Healthy and Unhealthy Relationships

by Cheyenne Mathews

Cheyenne Jan BlogEvery person on Earth has had a relationship, and by relationship I don’t just mean someone you date. We interact with people we have relationships with everyday; whether it be formal or informal, we contact and communicate with our friends or family on a daily basis. Since relationships are such an essential staple of our daily lives, it is important to know what makes a healthy relationship and what are some signs of an abusive relationship.

What makes a healthy relationship?

Healthy relationships are all about communication. Healthy communication is important, but don’t take it from me alone. An article by Stephanie Sarkis Ph.D. at Psychology Today states,

“You can argue without fighting.  Arguing is non-combative… Sometimes you agree to disagree – and that’s okay.   Figure out what your “non-negotiables” are – the things that you will not budge on.”

There are many ways to be a good communicator in your relationships, just know your preferences. For me it is preferable to talk to people face-to-face as opposed to text or call.
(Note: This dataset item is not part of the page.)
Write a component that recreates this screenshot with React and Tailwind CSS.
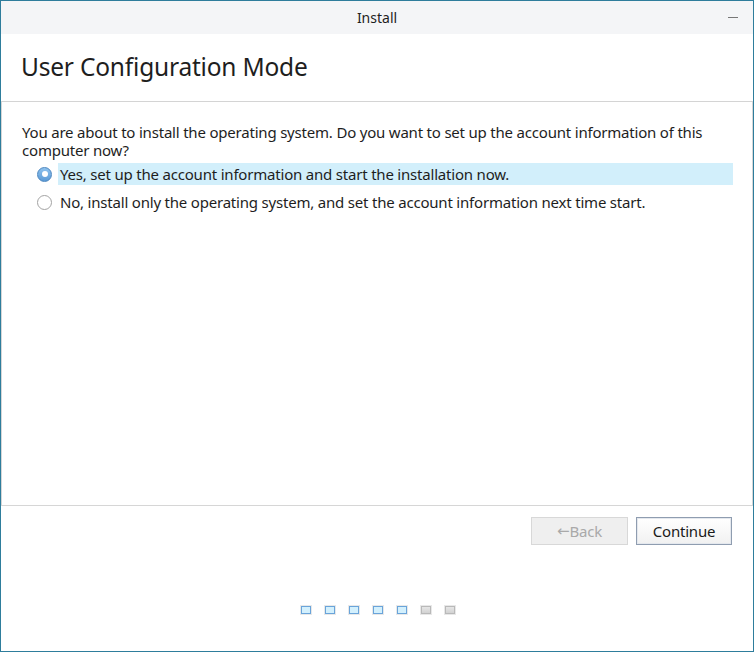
import React from "react";

function Dot({ active }) {
  return (
    <div className="p-px bg-[#e8e8e8]">
      <div
        className={
          active
            ? "w-[10px] h-[8px] border border-[#6aa4da] bg-[#d3f0fd]"
            : "w-[10px] h-[8px] border border-[#b9b9b9] bg-gradient-to-b from-[#e6e6e6] to-[#d2d2d2]"
        }
      />
    </div>
  );
}

export default function App() {
  const font = { fontFamily: '"Noto Sans", "Open Sans", sans-serif' };
  return (
    <div
      className="w-[754px] h-[652px] border border-[#2e7d9c] bg-white flex flex-col text-[#1e1e1e]"
      style={font}
    >
      {/* title bar */}
      <div className="h-[33px] bg-[#f4f5f7] flex items-center justify-center relative shrink-0">
        <span className="text-[14px] leading-none">Install</span>
        <div className="absolute right-[15px] top-[16px] w-[10px] h-px bg-[#777]" />
      </div>
      {/* header */}
      <div className="h-[68px] flex items-center pl-[20px] shrink-0 border-b border-[#d4d4d4]">
        <h1 className="text-[24.5px] leading-none tracking-[-0.2px]">User Configuration Mode</h1>
      </div>
      {/* content panel */}
      <div className="h-[404px] border-x border-b border-[#d6d6d6] pt-[21px] shrink-0">
        <p className="pl-[20px] text-[15px] leading-[18px] tracking-[-0.2px]">
          You are about to install the operating system. Do you want to set up the account information of this
          <br />
          computer now?
        </p>
        <div className="mt-[4px] flex flex-col gap-[6px] pl-[35px] pr-[19px]">
          <div className="flex items-center h-[22px]">
            <div className="w-[15px] h-[15px] rounded-full border border-[#4c86bf] bg-gradient-to-b from-[#8ec2ee] to-[#5b9ad6] flex items-center justify-center shrink-0">
              <div className="w-[6px] h-[6px] rounded-full bg-white" />
            </div>
            <div className="ml-[6px] flex-1 h-[22px] bg-[#d2effb] flex items-center pl-[2px] text-[15px] tracking-[-0.2px]">
              Yes, set up the account information and start the installation now.
            </div>
          </div>
          <div className="flex items-center h-[22px]">
            <div className="w-[15px] h-[15px] rounded-full border border-[#a3a3a3] bg-white shrink-0" />
            <div className="ml-[6px] flex-1 h-[22px] flex items-center pl-[2px] text-[15px] tracking-[-0.2px]">
              No, install only the operating system, and set the account information next time start.
            </div>
          </div>
        </div>
      </div>
      {/* footer */}
      <div className="flex-1 flex flex-col">
        <div className="flex justify-end gap-[8px] pr-[21px] pt-[11px]">
          <button className="w-[97px] h-[28px] border border-[#d8d8d8] bg-[#efefef] text-[#a9a9a9] text-[15px] flex items-center justify-center tracking-[-0.2px]">
            <span className="text-[15px] leading-none" style={{ fontFamily: '"DejaVu Sans", sans-serif' }}>←</span>Back
          </button>
          <button className="w-[96px] h-[28px] border border-[#8f9db0] bg-gradient-to-b from-white to-[#f1f1f1] text-[#1a1a1a] text-[15px] flex items-center justify-center shadow-[inset_0_0_0_1px_#e4e8ee] tracking-[-0.2px]">
            Continue
          </button>
        </div>
        <div className="flex justify-center gap-[12px] mt-[60px] pl-[1px]">
          <Dot active />
          <Dot active />
          <Dot active />
          <Dot active />
          <Dot active />
          <Dot />
          <Dot />
        </div>
      </div>
    </div>
  );
}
Just know what works for you and the person you want to communicate with and you will be off to a good start. Once you know what’s a good mode of communication for you and the person you are in a relationship in, it is always good (especially with friends) to know what you value independently of each other. Having common morals and values really helps build a healthy relationship, and communicating those values from the beginning helps avoid many potential conflicts over ideological differences. That being said, it is still possible to interact at a high level with someone who has different values, as long as mutual respect of each other as human beings is present.

More than anything, it is important to show the people you care about, that you care about them. This can be demonstrated by asking your friends how their day was, bringing loved ones soup when they’re sick, or even just sending a text that you were thinking about them. People remember how you make them feel, and if you really care about a relationship in your life then remember to make that person feel you care.

What makes an abusive relationship?

Where healthy relationships are all about communication, unhealthy relationships are all about control. According to Abused Women’s Aid in Crisis, AWAIC, there are several key questions to ask that address the  warning signs of an abusive relationships. These questions range from ‘does your partner make threats of any kind?’ to ‘do they prevent you from working?’

Your relationships should be something you cherish, not something that makes your life miserable. If someone you are closely linked to makes you stop spending time with other friends, takes your money, physically assaults you, or embarrasses you with insults then that person is exemplifying signs of an abusive relationship. Abusive relationships are sadly more common than one would hope for high school girls. According to AWAIC, women ages 16 to 24 experience the highest rate of intimate partner violence with nearly 1.5 million high school students nationwide experiencing physical abuse from a dating partner in a single year. College students too, face a heightened exposure to abusive relationships with approximately 70% of college students stating that they have been sexually coerced.

Healthy relationships are important and if you or a friend are experiencing some sort of abusive relationship, it is never too late to get help. You can and should always let a friend know about your concerns, offer support, and give them resources to a local guidance counselor at your college or high school and encourage them to memorize the phone numbers of close friends in the case of an emergency.